The Emotional Classroom

Excellent Sheep. How do you use emotion in your teaching? Teaching is an art, and our art is in connecting with students, but I hear my colleagues shy away from situations where students might be emotional such as discussing hot-button issues, or in assigning work that asks the student to talk or write about themselves in a personal way. “We aren’t counselors” I’ve heard other instructors say, but really what they’re saying is that they’re uncomfortable addressing the emotional development of their students. They usually focus on teaching only through logic and information as if they’re programming computers instead of inspiring future leaders and scholars. Even if the teacher does fun assignments, they don’t challenge their students to grow emotionally as well as intellectually.
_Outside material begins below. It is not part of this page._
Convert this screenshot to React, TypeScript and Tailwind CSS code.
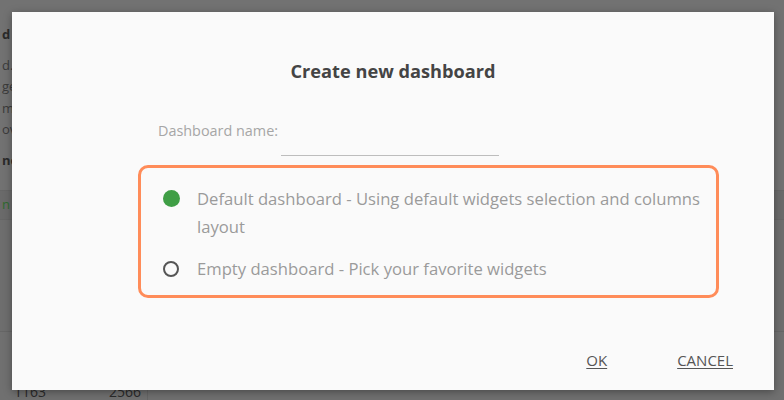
const font = { fontFamily: '"Open Sans", "Noto Sans", sans-serif' };

function BackgroundPage() {
	return (
		<div className="flex h-full w-full flex-col bg-[#727272] text-[#2a2a2a]">
			<div className="flex h-[190px] flex-col pl-[2px] pt-[24px] text-[13px] leading-[21.5px]">
				<span className="font-bold">d</span>
				<span className="mt-[9px] text-[#3a3a3a]">d.</span>
				<span className="text-[#3a3a3a]">ge</span>
				<span className="text-[#3a3a3a]">me</span>
				<span className="text-[#3a3a3a]">ove</span>
				<span className="mt-[9px] font-bold">nev</span>
			</div>
			<div className="flex h-[30px] items-center border-y border-[#666] bg-[#6a6a6a] pl-[2px] text-[13px] text-[#2f6b2f]">
				n %
			</div>
			<div className="h-[112px] border-b border-[#666] bg-[#6e6e6e]" />
			<div className="flex flex-1 bg-[#707070] text-[14px] leading-[16px] text-[#2a2a2a]">
				<div className="flex w-[148px] items-end gap-[63px] border-r border-[#666] pl-[14px]">
					<span>1163</span>
					<span>2566</span>
				</div>
			</div>
		</div>
	);
}

function Radio({ checked }: { checked: boolean }) {
	if (checked)
		return <span className="mt-[5px] block h-[17px] w-[17px] shrink-0 rounded-full bg-[#3f9e45]" />;
	return (
		<span className="mt-[6px] block h-[16px] w-[16px] shrink-0 rounded-full border-[2px] border-[#555] bg-transparent" />
	);
}

export default function App() {
	return (
		<div className="relative h-[400px] w-[784px] overflow-hidden" style={font}>
			<BackgroundPage />
			<div className="absolute left-[12px] top-[12px] flex h-[378px] w-[762px] flex-col bg-[#fafafa] shadow-[0_2px_8px_rgba(0,0,0,0.35)]">
				<h2 className="pt-[47px] text-center text-[18.2px] font-bold leading-[24px] text-[#444]">
					Create new dashboard
				</h2>
				<div className="mt-[38px] pl-[146px] text-[14.4px] leading-[20px] text-[#a6a6a6]">
					Dashboard name:
				</div>
				<div className="ml-[269px] h-[15px] w-[218px] border-b border-[#bdbdbd]" />
				<div className="ml-[126px] mt-[9px] flex w-[581px] flex-col gap-[14px] rounded-[10px] border-[3px] border-[#ff8c59] pb-[12px] pl-[22px] pr-[6px] pt-[17px] text-[16.65px] leading-[28px] text-[#9a9a9a]">
					<label className="flex gap-[17px]">
						<Radio checked />
						<span>Default dashboard - Using default widgets selection and columns layout</span>
					</label>
					<label className="flex gap-[18px]">
						<Radio checked={false} />
						<span>Empty dashboard - Pick your favorite widgets</span>
					</label>
				</div>
				<div className="mt-auto flex justify-end gap-[70px] pb-[20px] pr-[41px] text-[15px] leading-[20px] text-[#555]">
					<span className="underline underline-offset-2">OK</span>
					<span className="underline underline-offset-2">CANCEL</span>
				</div>
			</div>
		</div>
	);
}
In an except in Slate from Excellent Sheep: The Miseducation of the American Elite and the Way to a Meaningful Life, William Deresiewicz says,

Teaching is not an engineering problem. It isn’t a question of transferring a certain quantity of information from one brain to another. “Educate” means “lead forth.” A teacher’s job is to lead forth the powers that lie asleep within her students.

In my English 102 research writing course, I have students choose topics by first making a list of “things” that they’re curious about. We narrow these topics down based on what truly interests them. I ask them to talk and write about why they care about each thing. and though a student my easily write a few paragraphs on something they listed, they often students shy from selecting emotional subjects for our course-long research projects because they have been taught to avoid writing emotionally, and they don’t feel comfortable dealing with emotional topics in class with other students. That is, until I tell them my own story of how I made my decisions to be an English teacher– how I love writing and that I have seen first-hand how literacy is power and that those without or with poor literacy are some of the most disenfranchised in the world, and that I believe those with the power of literacy need to speak up for those without.

I have encouraged students to research alternative therapies for autistic children because their own brother was diagnosed, I encouraged a student to research alcoholism because their parent died of it, and I encouraged another student to get into the history and future of engine design because they had always had a passion for the subject. Oftentimes the stronger the emotional connection to their subject, the better their research comes out because they have a personal, emotional investment in the subject. They make connections between the research and themselves and the world around them, and when they talk about their subject, their eyes catch fire and their voices raise.

“But is this appropriate for research,” students and other teachers may ask of their emotionally charged topics. People who are the best in their field tend to have strong emotional ties to their subjects, whether it in sports, education, theater, or science. Learning how to use emotion to feed curiosity and motivation is how people become successful, and if we don’t teach them how to use their emotions in their academic pursuits, where will their learn it from?